LISTING:
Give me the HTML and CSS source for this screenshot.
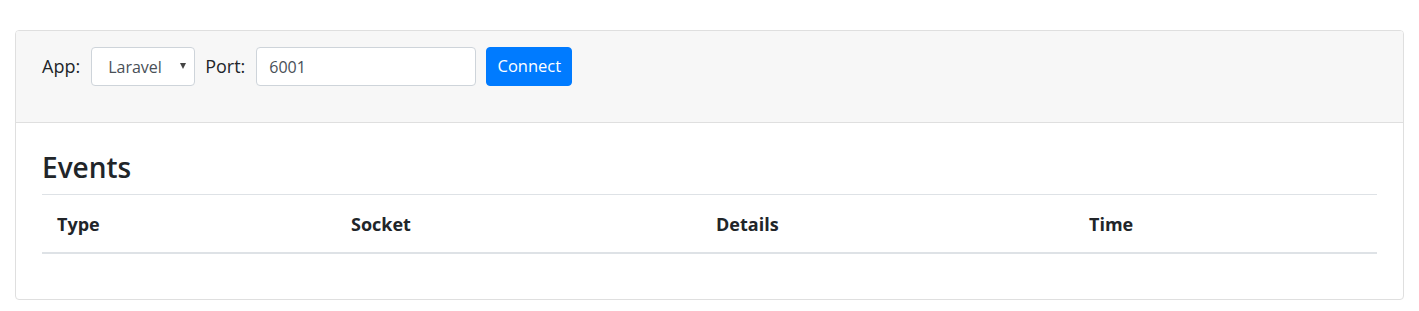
FILE: index.html
```html
<!DOCTYPE html>
<html lang="en">
<head>
    <meta charset="UTF-8">
    <title>WebSockets Dashboard</title>
    <link rel="stylesheet" href="styles.css">
</head>
<body>
    <div class="container">
        <div class="card">
            <div class="card-header">
                <form class="connect-form">
                    <label for="app">App:</label>
                    <div class="select-wrap">
                        <select id="app">
                            <option>Laravel</option>
                        </select>
                    </div>
                    <label for="port">Port:</label>
                    <input id="port" type="text" value="6001">
                    <button type="button" class="btn-primary">Connect</button>
                </form>
            </div>
            <div class="card-body">
                <h3>Events</h3>
                <table class="events">
                    <thead>
                        <tr>
                            <th class="col-type">Type</th>
                            <th class="col-socket">Socket</th>
                            <th class="col-details">Details</th>
                            <th>Time</th>
                        </tr>
                    </thead>
                    <tbody></tbody>
                </table>
            </div>
        </div>
    </div>
</body>
</html>
```

FILE: styles.css
```css
body {
    margin: 0;
    font-family: "Open Sans", "Noto Sans", sans-serif;
    font-size: 16px;
    line-height: 1.5;
    color: #212529;
    background: #fff;
}

.container {
    padding: 30px 15px 0;
}

.card {
    border: 1px solid #dfdfdf;
    border-radius: 4px;
    overflow: hidden;
}

.card-header {
    background: #f7f7f7;
    border-bottom: 1px solid #dfdfdf;
    padding: 16px 26px 36px;
}

.connect-form {
    display: flex;
    align-items: center;
}

.connect-form label {
    font-size: 18px;
    margin-right: 11px;
}

.select-wrap {
    position: relative;
    margin-right: 10px;
}

.select-wrap::after {
    content: "";
    position: absolute;
    right: 9px;
    top: 16px;
    border-left: 3.5px solid transparent;
    border-right: 3.5px solid transparent;
    border-top: 6px solid #444;
    pointer-events: none;
}

select,
input {
    box-sizing: border-box;
    height: 39px;
    border: 1px solid #ced4da;
    border-radius: 4px;
    background: #fff;
    font: inherit;
    font-size: 16px;
    color: #495057;
}

select {
    appearance: none;
    -webkit-appearance: none;
    width: 104px;
    padding: 0 30px 0 16px;
}

input {
    width: 220px;
    padding: 0 12px;
    margin-right: 10px;
}

.btn-primary {
    height: 39px;
    width: 86px;
    border: 1px solid #007bff;
    border-radius: 4px;
    background: #007bff;
    color: #fff;
    font: inherit;
    font-size: 16.5px;
    padding: 0;
}

.card-body {
    padding: 28px 26px 26px;
}

h3 {
    margin: 0 0 9px;
    font-size: 28px;
    font-weight: 600;
    line-height: 1.2;
}

.events {
    width: 100%;
    border-collapse: collapse;
    margin-bottom: 19px;
}

.events th {
    text-align: left;
    font-size: 18px;
    font-weight: 700;
    line-height: 24px;
    padding: 17px 15px 16px;
    border-top: 1px solid #dee2e6;
    border-bottom: 2px solid #dee2e6;
}

.col-type {
    width: 264px;
}

.col-socket {
    width: 335px;
}

.col-details {
    width: 343px;
}
```
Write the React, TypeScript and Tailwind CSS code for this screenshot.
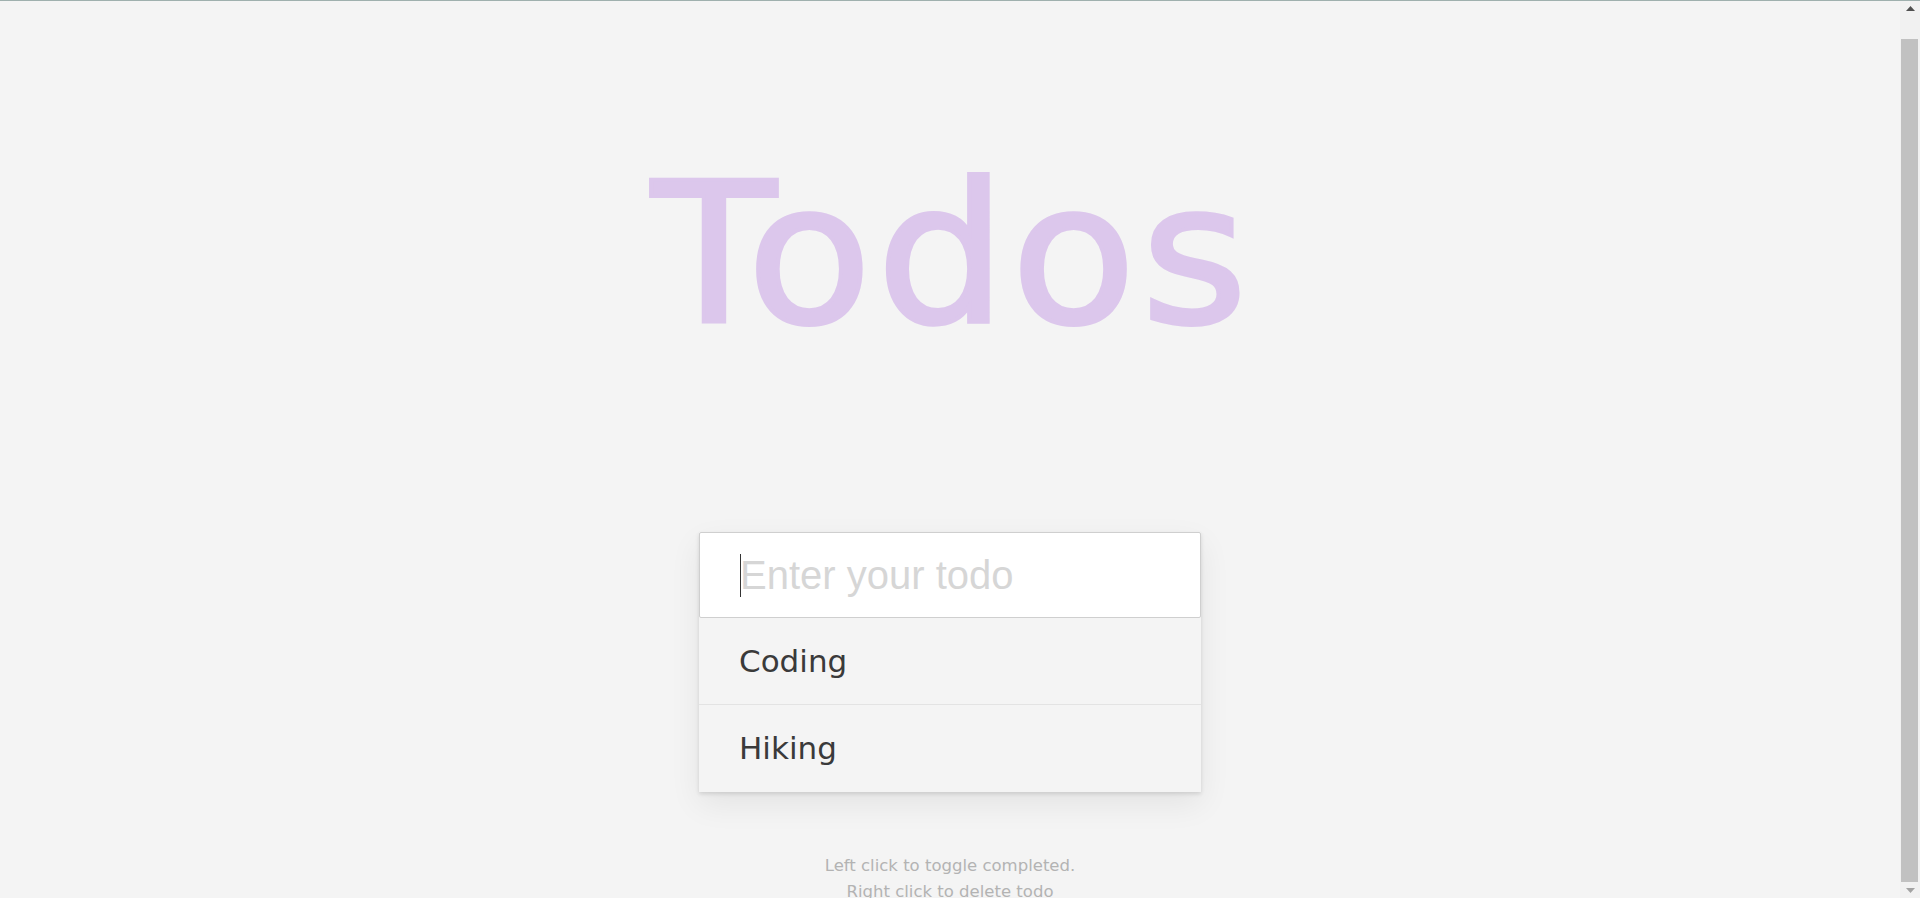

EXERCISE AIM:
Return each line exactly as written. Any picture gets left out.

RESPONSE BELOW:
Give me the HTML and CSS source for this screenshot.
FILE: index.html
```html
<!DOCTYPE html>
<html lang="en">
<head>
    <meta charset="UTF-8">
    <title>WebSockets Dashboard</title>
    <link rel="stylesheet" href="styles.css">
</head>
<body>
    <div class="container">
        <div class="card">
            <div class="card-header">
                <form class="connect-form">
                    <label for="app">App:</label>
                    <div class="select-wrap">
                        <select id="app">
                            <option>Laravel</option>
                        </select>
                    </div>
                    <label for="port">Port:</label>
                    <input id="port" type="text" value="6001">
                    <button type="button" class="btn-primary">Connect</button>
                </form>
            </div>
            <div class="card-body">
                <h3>Events</h3>
                <table class="events">
                    <thead>
                        <tr>
                            <th class="col-type">Type</th>
                            <th class="col-socket">Socket</th>
                            <th class="col-details">Details</th>
                            <th>Time</th>
                        </tr>
                    </thead>
                    <tbody></tbody>
                </table>
            </div>
        </div>
    </div>
</body>
</html>
```

FILE: styles.css
```css
body {
    margin: 0;
    font-family: "Open Sans", "Noto Sans", sans-serif;
    font-size: 16px;
    line-height: 1.5;
    color: #212529;
    background: #fff;
}

.container {
    padding: 30px 15px 0;
}

.card {
    border: 1px solid #dfdfdf;
    border-radius: 4px;
    overflow: hidden;
}

.card-header {
    background: #f7f7f7;
    border-bottom: 1px solid #dfdfdf;
    padding: 16px 26px 36px;
}

.connect-form {
    display: flex;
    align-items: center;
}

.connect-form label {
    font-size: 18px;
    margin-right: 11px;
}

.select-wrap {
    position: relative;
    margin-right: 10px;
}

.select-wrap::after {
    content: "";
    position: absolute;
    right: 9px;
    top: 16px;
    border-left: 3.5px solid transparent;
    border-right: 3.5px solid transparent;
    border-top: 6px solid #444;
    pointer-events: none;
}

select,
input {
    box-sizing: border-box;
    height: 39px;
    border: 1px solid #ced4da;
    border-radius: 4px;
    background: #fff;
    font: inherit;
    font-size: 16px;
    color: #495057;
}

select {
    appearance: none;
    -webkit-appearance: none;
    width: 104px;
    padding: 0 30px 0 16px;
}

input {
    width: 220px;
    padding: 0 12px;
    margin-right: 10px;
}

.btn-primary {
    height: 39px;
    width: 86px;
    border: 1px solid #007bff;
    border-radius: 4px;
    background: #007bff;
    color: #fff;
    font: inherit;
    font-size: 16.5px;
    padding: 0;
}

.card-body {
    padding: 28px 26px 26px;
}

h3 {
    margin: 0 0 9px;
    font-size: 28px;
    font-weight: 600;
    line-height: 1.2;
}

.events {
    width: 100%;
    border-collapse: collapse;
    margin-bottom: 19px;
}

.events th {
    text-align: left;
    font-size: 18px;
    font-weight: 700;
    line-height: 24px;
    padding: 17px 15px 16px;
    border-top: 1px solid #dee2e6;
    border-bottom: 2px solid #dee2e6;
}

.col-type {
    width: 264px;
}

.col-socket {
    width: 335px;
}

.col-details {
    width: 343px;
}
```
Write the React, TypeScript and Tailwind CSS code for this screenshot.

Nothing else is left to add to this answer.